• **Task requirements**:
Return the data exactly, with all pictures removed.

Pages as source code

::::

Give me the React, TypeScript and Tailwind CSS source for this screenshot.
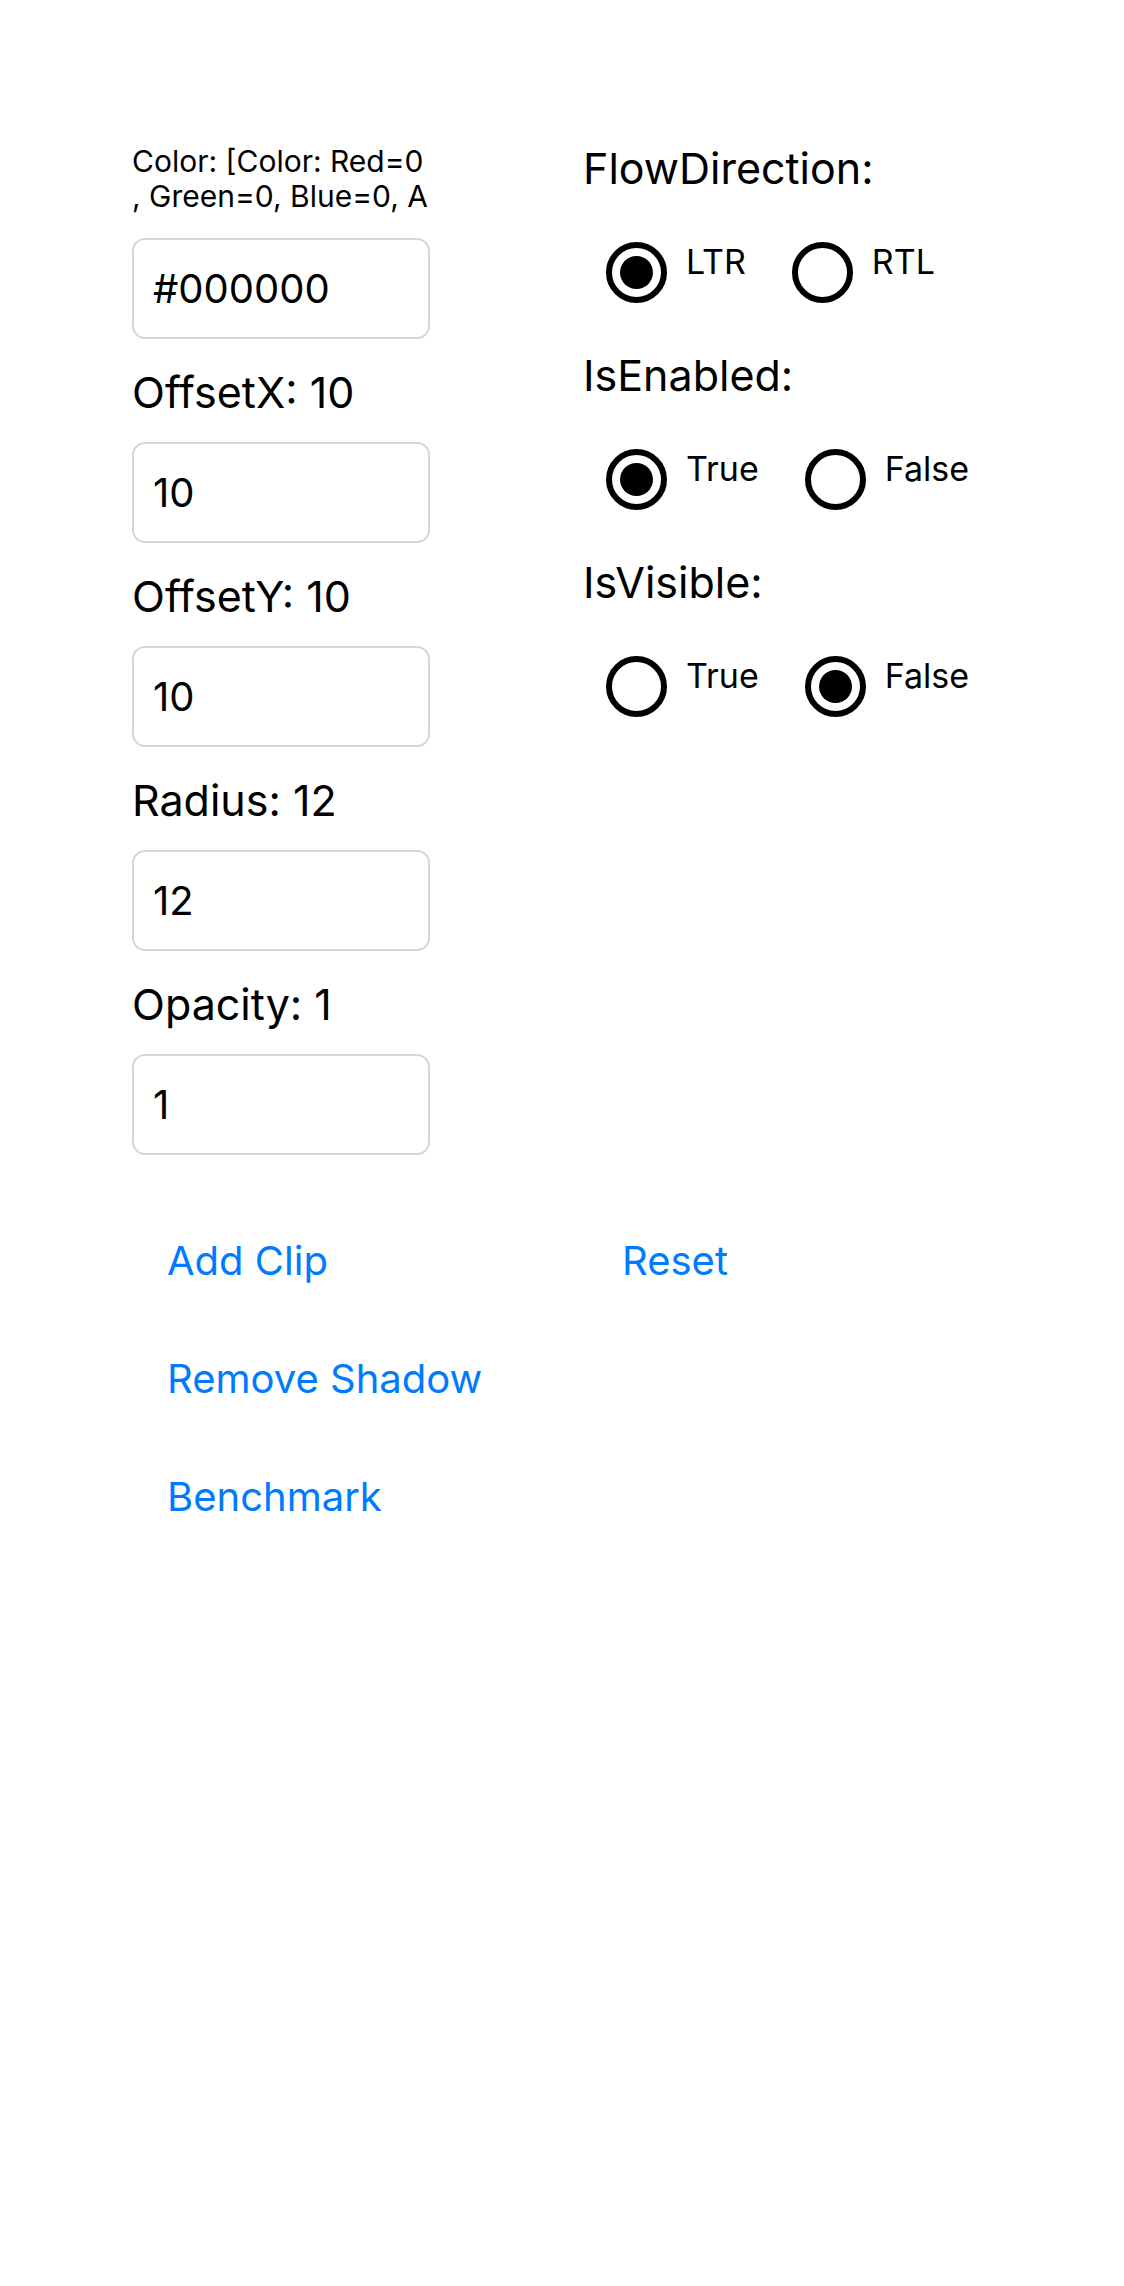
const font = { fontFamily: "Inter, 'Noto Sans', sans-serif" };

const fields = [
  { label: "OffsetX: 10", value: "10" },
  { label: "OffsetY: 10", value: "10" },
  { label: "Radius: 12", value: "12" },
  { label: "Opacity: 1", value: "1" },
];

const groups = [
  { label: "FlowDirection:", options: ["LTR", "RTL"], selected: 0 },
  { label: "IsEnabled:", options: ["True", "False"], selected: 0 },
  { label: "IsVisible:", options: ["True", "False"], selected: 1 },
];

function Entry({ value }: { value: string }) {
  return (
    <div className="flex h-[101px] w-[298px] items-center rounded-[13px] border-2 border-[#d6d6d6] pl-[19px] text-[40px] text-black">
      {value}
    </div>
  );
}

function Radio({ text, checked }: { text: string; checked: boolean }) {
  return (
    <div className="flex items-start gap-[19px]">
      <span className="flex h-[61px] w-[61px] items-center justify-center rounded-full border-[6px] border-black">
        {checked && <span className="h-[33px] w-[33px] rounded-full bg-black" />}
      </span>
      <span className="text-[34px] leading-[40px] text-black">{text}</span>
    </div>
  );
}

export default function App() {
  return (
    <div className="min-h-[2286px] bg-white pl-[132px] pt-[144px]" style={font}>
      <div className="flex">
        {/* colonna sinistra: campi di testo */}
        <div className="flex w-[298px] flex-col">
          <div className="text-[30px] leading-[34.5px] whitespace-nowrap text-black">
            <div>Color: [Color: Red=0</div>
            <div>, Green=0, Blue=0, A</div>
          </div>
          <div className="mt-[25px]">
            <Entry value="#000000" />
          </div>
          {fields.map((f) => (
            <div key={f.label} className="flex flex-col">
              <div className="mb-[26px] mt-[29px] whitespace-nowrap text-[43px] leading-[48px] text-black">{f.label}</div>
              <Entry value={f.value} />
            </div>
          ))}
        </div>

        {/* colonna destra: gruppi di radio */}
        <div className="ml-[153px] flex flex-col">
          {groups.map((g) => (
            <div key={g.label} className="flex flex-col pb-[48px]">
              <div className="text-[43px] leading-[48px] text-black">{g.label}</div>
              <div className="mt-[50px] flex gap-[46px] pl-[23px]">
                {g.options.map((o, i) => (
                  <Radio key={o} text={o} checked={i === g.selected} />
                ))}
              </div>
            </div>
          ))}
        </div>
      </div>

      <div className="mt-[82px] grid grid-cols-[455px_auto] gap-y-[70px] pl-[35px] text-[40px] leading-[48px] text-[#007aff]">
        <button className="text-left">Add Clip</button>
        <button className="text-left">Reset</button>
        <button className="text-left">Remove Shadow</button>
        <span />
        <button className="text-left">Benchmark</button>
      </div>
    </div>
  );
}
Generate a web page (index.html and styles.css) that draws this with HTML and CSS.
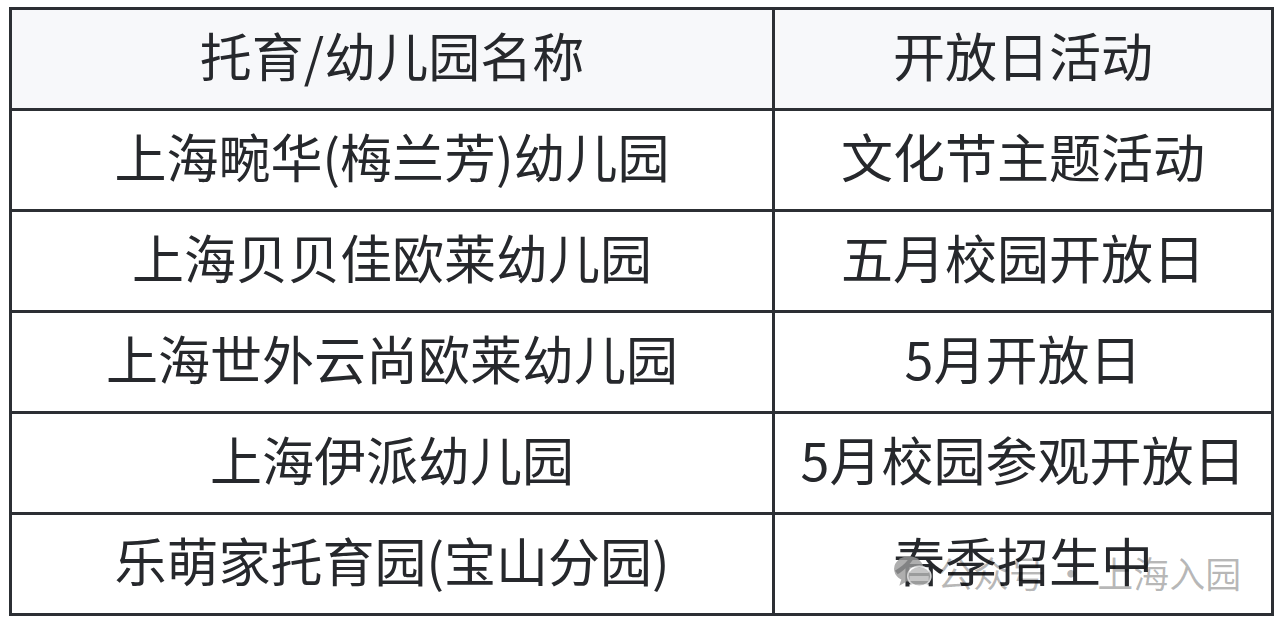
FILE: index.html
```html
<!DOCTYPE html>
<html lang="zh-CN">
<head>
<meta charset="utf-8">
<title>开放日活动</title>
<link rel="stylesheet" href="styles.css">
</head>
<body>
<div class="page">
  <table class="grid">
    <thead>
      <tr><th class="c1">托育/幼儿园名称</th><th class="c2">开放日活动</th></tr>
    </thead>
    <tbody>
      <tr><td>上海畹华(梅兰芳)幼儿园</td><td>文化节主题活动</td></tr>
      <tr><td>上海贝贝佳欧莱幼儿园</td><td>五月校园开放日</td></tr>
      <tr><td>上海世外云尚欧莱幼儿园</td><td>5月开放日</td></tr>
      <tr><td>上海伊派幼儿园</td><td>5月校园参观开放日</td></tr>
      <tr><td>乐萌家托育园(宝山分园)</td><td>春季招生中</td></tr>
    </tbody>
  </table>
  <div class="watermark">
    <svg class="wm-icon" width="40" height="38" viewBox="0 0 38 36">
      <ellipse cx="15" cy="15" rx="14" ry="12" fill="#9a9a9a"/>
      <ellipse cx="25" cy="22" rx="11" ry="9.5" fill="#b9b9b9" stroke="#fff" stroke-width="1.5"/>
      <path d="M8 25 L6 31 L13 27 Z" fill="#9a9a9a"/>
    </svg>
    <span>公众号 · 上海入园</span>
  </div>
</div>
</body>
</html>
```

FILE: styles.css
```css
html, body {
  margin: 0;
  padding: 0;
  background: #ffffff;
}
.page {
  position: relative;
  width: 1280px;
  height: 624px;
  padding: 7px 0 0 9px;
  box-sizing: border-box;
}
.grid {
  border-collapse: collapse;
  width: 1265px;
  table-layout: fixed;
  font-family: "Noto Sans CJK SC", "Noto Sans", sans-serif;
  font-size: 52px;
  color: #26282c;
}
.grid th, .grid td {
  border: 3px solid #2c2f34;
  height: 101px;
  padding: 0 0 8px 0;
  box-sizing: border-box;
  text-align: center;
  vertical-align: middle;
  font-weight: 400;
  line-height: 1.2;
  white-space: nowrap;
}
.grid th {
  background: #f7f8fa;
}
.grid .c1 { width: 763px; }
.watermark {
  position: absolute;
  left: 893px;
  top: 546px;
  display: flex;
  align-items: center;
  gap: 4px;
  font-family: "Noto Sans CJK SC", sans-serif;
  font-size: 36px;
  color: rgba(0, 0, 0, 0.28);
  white-space: nowrap;
}
.wm-icon { opacity: 0.8; }
```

::::

• **Result of the exercise**:
Give me the React, TypeScript and Tailwind CSS source for this screenshot.
const font = { fontFamily: "Inter, 'Noto Sans', sans-serif" };

const fields = [
  { label: "OffsetX: 10", value: "10" },
  { label: "OffsetY: 10", value: "10" },
  { label: "Radius: 12", value: "12" },
  { label: "Opacity: 1", value: "1" },
];

const groups = [
  { label: "FlowDirection:", options: ["LTR", "RTL"], selected: 0 },
  { label: "IsEnabled:", options: ["True", "False"], selected: 0 },
  { label: "IsVisible:", options: ["True", "False"], selected: 1 },
];

function Entry({ value }: { value: string }) {
  return (
    <div className="flex h-[101px] w-[298px] items-center rounded-[13px] border-2 border-[#d6d6d6] pl-[19px] text-[40px] text-black">
      {value}
    </div>
  );
}

function Radio({ text, checked }: { text: string; checked: boolean }) {
  return (
    <div className="flex items-start gap-[19px]">
      <span className="flex h-[61px] w-[61px] items-center justify-center rounded-full border-[6px] border-black">
        {checked && <span className="h-[33px] w-[33px] rounded-full bg-black" />}
      </span>
      <span className="text-[34px] leading-[40px] text-black">{text}</span>
    </div>
  );
}

export default function App() {
  return (
    <div className="min-h-[2286px] bg-white pl-[132px] pt-[144px]" style={font}>
      <div className="flex">
        {/* colonna sinistra: campi di testo */}
        <div className="flex w-[298px] flex-col">
          <div className="text-[30px] leading-[34.5px] whitespace-nowrap text-black">
            <div>Color: [Color: Red=0</div>
            <div>, Green=0, Blue=0, A</div>
          </div>
          <div className="mt-[25px]">
            <Entry value="#000000" />
          </div>
          {fields.map((f) => (
            <div key={f.label} className="flex flex-col">
              <div className="mb-[26px] mt-[29px] whitespace-nowrap text-[43px] leading-[48px] text-black">{f.label}</div>
              <Entry value={f.value} />
            </div>
          ))}
        </div>

        {/* colonna destra: gruppi di radio */}
        <div className="ml-[153px] flex flex-col">
          {groups.map((g) => (
            <div key={g.label} className="flex flex-col pb-[48px]">
              <div className="text-[43px] leading-[48px] text-black">{g.label}</div>
              <div className="mt-[50px] flex gap-[46px] pl-[23px]">
                {g.options.map((o, i) => (
                  <Radio key={o} text={o} checked={i === g.selected} />
                ))}
              </div>
            </div>
          ))}
        </div>
      </div>

      <div className="mt-[82px] grid grid-cols-[455px_auto] gap-y-[70px] pl-[35px] text-[40px] leading-[48px] text-[#007aff]">
        <button className="text-left">Add Clip</button>
        <button className="text-left">Reset</button>
        <button className="text-left">Remove Shadow</button>
        <span />
        <button className="text-left">Benchmark</button>
      </div>
    </div>
  );
}
Generate a web page (index.html and styles.css) that draws this with HTML and CSS.
FILE: index.html
```html
<!DOCTYPE html>
<html lang="zh-CN">
<head>
<meta charset="utf-8">
<title>开放日活动</title>
<link rel="stylesheet" href="styles.css">
</head>
<body>
<div class="page">
  <table class="grid">
    <thead>
      <tr><th class="c1">托育/幼儿园名称</th><th class="c2">开放日活动</th></tr>
    </thead>
    <tbody>
      <tr><td>上海畹华(梅兰芳)幼儿园</td><td>文化节主题活动</td></tr>
      <tr><td>上海贝贝佳欧莱幼儿园</td><td>五月校园开放日</td></tr>
      <tr><td>上海世外云尚欧莱幼儿园</td><td>5月开放日</td></tr>
      <tr><td>上海伊派幼儿园</td><td>5月校园参观开放日</td></tr>
      <tr><td>乐萌家托育园(宝山分园)</td><td>春季招生中</td></tr>
    </tbody>
  </table>
  <div class="watermark">
    <svg class="wm-icon" width="40" height="38" viewBox="0 0 38 36">
      <ellipse cx="15" cy="15" rx="14" ry="12" fill="#9a9a9a"/>
      <ellipse cx="25" cy="22" rx="11" ry="9.5" fill="#b9b9b9" stroke="#fff" stroke-width="1.5"/>
      <path d="M8 25 L6 31 L13 27 Z" fill="#9a9a9a"/>
    </svg>
    <span>公众号 · 上海入园</span>
  </div>
</div>
</body>
</html>
```

FILE: styles.css
```css
html, body {
  margin: 0;
  padding: 0;
  background: #ffffff;
}
.page {
  position: relative;
  width: 1280px;
  height: 624px;
  padding: 7px 0 0 9px;
  box-sizing: border-box;
}
.grid {
  border-collapse: collapse;
  width: 1265px;
  table-layout: fixed;
  font-family: "Noto Sans CJK SC", "Noto Sans", sans-serif;
  font-size: 52px;
  color: #26282c;
}
.grid th, .grid td {
  border: 3px solid #2c2f34;
  height: 101px;
  padding: 0 0 8px 0;
  box-sizing: border-box;
  text-align: center;
  vertical-align: middle;
  font-weight: 400;
  line-height: 1.2;
  white-space: nowrap;
}
.grid th {
  background: #f7f8fa;
}
.grid .c1 { width: 763px; }
.watermark {
  position: absolute;
  left: 893px;
  top: 546px;
  display: flex;
  align-items: center;
  gap: 4px;
  font-family: "Noto Sans CJK SC", sans-serif;
  font-size: 36px;
  color: rgba(0, 0, 0, 0.28);
  white-space: nowrap;
}
.wm-icon { opacity: 0.8; }
```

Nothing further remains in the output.